When I get into the final third of the Habano I find that the flavors make a change and a sort of resurrection you may say. There is a spark of this vanilla flavor with the smoke and it is pairing with these cafe mocha flavors that were present in the first third but left the cigar in the second third. It is still showing the spice and pepper notes from before as well, but they are not as noticeable and as powerful as before. The finish is that of tobacco and floral notes and it is much cooler as well. I would say the body has calmed some in this third and it is now between medium and medium full. The strength has really come down as well and it is now smoking at a medium level. In terms of construction the Habano is top notch and I am getting an even burn line with a dark charcoal ash holding on well to the end. The final draw is cool and it is producing a soft amount of smoke with those enjoyable flavors.
I enjoyed the Punch Punch and I think it is a vitola that is going to age well. It is not my favorite of the corona gordas that Habanos S.A. has on the market, but it is definitely a solid one at that. With a lot of great corona gordas available, it is hard to be the best, but I would say it is in the top five.

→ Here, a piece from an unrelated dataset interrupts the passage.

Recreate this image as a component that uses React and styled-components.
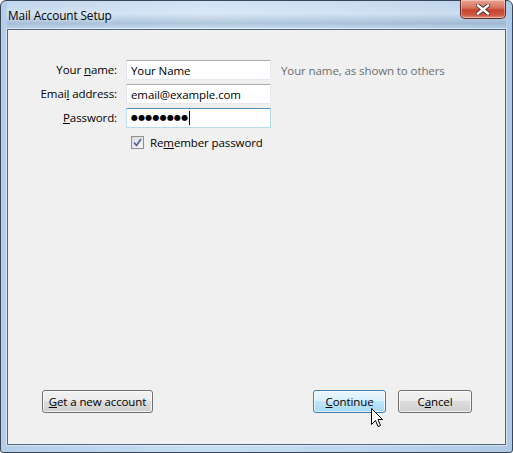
import styled, { createGlobalStyle } from "styled-components";

const GlobalStyle = createGlobalStyle`
  html, body {
    margin: 0;
    padding: 0;
    width: 513px;
    height: 453px;
    overflow: hidden;
    background: #ffffff;
  }
  * { box-sizing: border-box; }
`;

const Window = styled.div`
  position: relative;
  width: 513px;
  height: 453px;
  display: flex;
  flex-direction: column;
  border: 1px solid #3a4656;
  border-radius: 6px 6px 3px 3px;
  padding: 0 6px 7px 6px;
  background: linear-gradient(to right, #b4cee9 0%, #c8def3 40%, #bed6ee 70%, #aec9e6 100%);
  font-family: "Open Sans", "Noto Sans", sans-serif;
  font-size: 11.5px;
  letter-spacing: -0.1px;
  color: #000;
`;

const TitleBar = styled.div`
  height: 28px;
  display: flex;
  justify-content: space-between;
  align-items: flex-start;
  padding-left: 1px;
  background: linear-gradient(to bottom, rgba(255,255,255,0.15) 0%, rgba(255,255,255,0.3) 45%, rgba(110,130,150,0.25) 80%, rgba(255,255,255,0.1) 100%);
`;

const Title = styled.div`
  margin-top: 6px;
  font-size: 11.8px;
  color: #000;
  text-shadow: 0 0 6px rgba(255,255,255,0.9);
`;

const CloseButton = styled.div`
  width: 46px;
  height: 19px;
  margin-top: -1px;
  display: flex;
  align-items: center;
  justify-content: center;
  border: 1px solid #5a2a26;
  border-top: none;
  border-radius: 0 0 5px 5px;
  background: linear-gradient(to bottom, #e8a493 0%, #d6705c 45%, #c5432d 55%, #cf5a43 85%, #e49684 100%);
  box-shadow: inset 0 0 0 1px rgba(255,255,255,0.35);
`;

const Client = styled.div`
  flex: 1;
  display: flex;
  flex-direction: column;
  justify-content: space-between;
  border: 1px solid #52667c;
  background: #f0f0f0;
  box-shadow: 0 0 0 1px rgba(255,255,255,0.45);
`;

const Form = styled.div`
  display: grid;
  grid-template-columns: 109px 145px 1fr;
  grid-auto-rows: 20px;
  column-gap: 9px;
  row-gap: 4px;
  padding-top: 30px;
  align-items: center;
`;

const Label = styled.label`
  text-align: right;
  white-space: nowrap;
  line-height: 20px;
`;

const Input = styled.div`
  height: 20px;
  padding: 0 4px;
  display: flex;
  align-items: center;
  background: #fff;
  border: 1px solid ${(p) => (p.$focused ? "#b7d9ed" : "#e3e9ef")};
  border-top-color: ${(p) => (p.$focused ? "#5794bf" : "#abadb3")};
  border-left-color: ${(p) => (p.$focused ? "#c3e1f5" : "#e2e3ea")};
  white-space: nowrap;
  overflow: hidden;
`;

const Dots = styled.span`
  font-family: "DejaVu Sans", sans-serif;
  font-size: 8px;
  letter-spacing: 0.2px;
  line-height: 1;
`;

const Caret = styled.span`
  display: inline-block;
  width: 1px;
  height: 14px;
  background: #000;
  margin-left: 1px;
`;

const Hint = styled.span`
  color: #6d6d6d;
  padding-left: 1px;
  white-space: nowrap;
`;

const CheckRow = styled.div`
  grid-column: 2 / 4;
  display: flex;
  align-items: center;
  gap: 6px;
  padding-left: 5px;
`;

const Checkbox = styled.span`
  width: 13px;
  height: 13px;
  border: 1px solid #8e8f8f;
  background: linear-gradient(135deg, #dcdcdc 0%, #f6f6f6 100%);
  display: flex;
  align-items: center;
  justify-content: center;
`;

const ButtonRow = styled.div`
  display: flex;
  align-items: center;
  padding: 0 33px 31px 34px;
  gap: 12px;
`;

const Spacer = styled.div`
  flex: 1;
`;

const Button = styled.button`
  position: relative;
  height: 23px;
  width: ${(p) => p.$width}px;
  padding: 0;
  font-family: inherit;
  font-size: 11.5px;
  letter-spacing: -0.1px;
  color: #000;
  border: 1px solid ${(p) => (p.$hover ? "#3c7fb1" : "#707070")};
  border-radius: 3px;
  background: ${(p) =>
    p.$hover
      ? "linear-gradient(to bottom, #eaf6fd 0%, #d9f0fc 50%, #bee6fd 50%, #a7d9f5 100%)"
      : "linear-gradient(to bottom, #f2f2f2 0%, #ebebeb 50%, #dddddd 50%, #cfcfcf 100%)"};
  box-shadow: inset 0 0 0 1px rgba(255,255,255,0.7);
`;

const Pointer = styled.svg`
  position: absolute;
  left: 57px;
  top: 17px;
  pointer-events: none;
`;

export default function App() {
  return (
    <>
      <GlobalStyle />
      <Window>
        <TitleBar>
          <Title>Mail Account Setup</Title>
          <CloseButton>
            <svg width="14" height="11" viewBox="0 0 14 11">
              <path d="M2 1.5 L12 9.5 M12 1.5 L2 9.5" stroke="#4a2a28" strokeWidth="4.2" strokeLinecap="square" />
              <path d="M2 1.5 L12 9.5 M12 1.5 L2 9.5" stroke="#ffffff" strokeWidth="2.4" strokeLinecap="square" />
            </svg>
          </CloseButton>
        </TitleBar>
        <Client>
          <Form>
            <Label>Your <u>n</u>ame:</Label>
            <Input>Your Name</Input>
            <Hint>Your name, as shown to others</Hint>

            <Label>Emai<u>l</u> address:</Label>
            <Input>email@example.com</Input>
            <span />

            <Label><u>P</u>assword:</Label>
            <Input $focused>
              <Dots>●●●●●●●●</Dots>
              <Caret />
            </Input>
            <span />

            <span />
            <CheckRow>
              <Checkbox>
                <svg width="9" height="9" viewBox="0 0 9 9">
                  <path d="M1 4.5 L3.5 7.5 L8 1" fill="none" stroke="#4a5f97" strokeWidth="1.6" />
                </svg>
              </Checkbox>
              <span>Re<u>m</u>ember password</span>
            </CheckRow>
          </Form>

          <ButtonRow>
            <Button $width={111}><u>G</u>et a new account</Button>
            <Spacer />
            <Button $width={73} $hover>
              <u>C</u>ontinue
              <Pointer width="12" height="20" viewBox="0 0 12 20">
                <path d="M0.5 0.5 L0.5 16.5 L4.5 12.5 L7 18.5 L9.5 17.5 L7 11.5 L11.5 11.5 Z" fill="#fff" stroke="#000" strokeWidth="1" strokeLinejoin="miter" />
              </Pointer>
            </Button>
            <Button $width={74}>C<u>a</u>ncel</Button>
          </ButtonRow>
        </Client>
      </Window>
    </>
  );
}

Looking at my past experiences with the Punch brand I would have to say this is my third favorite after the Punch Double Corona and Punch Petit Coronations. I think the Punch Double Corona is awesome with age, almost as good as a Ramon Allones Gigantes, and the Petit Coronations is a terrific small smoke. I think the Punch Punch is the most popular of the vitolas in the brand and is probably the best selling as well. My guess on the brand is that it does fairly well for them and does well in particular markets. I imagine the regional edition releases do very well, and the core stuff does decent from year to year. Looking back on this smoke, and how young it is, I am giving it a 91. I do believe it will get better with age, but right now it is a solid 91.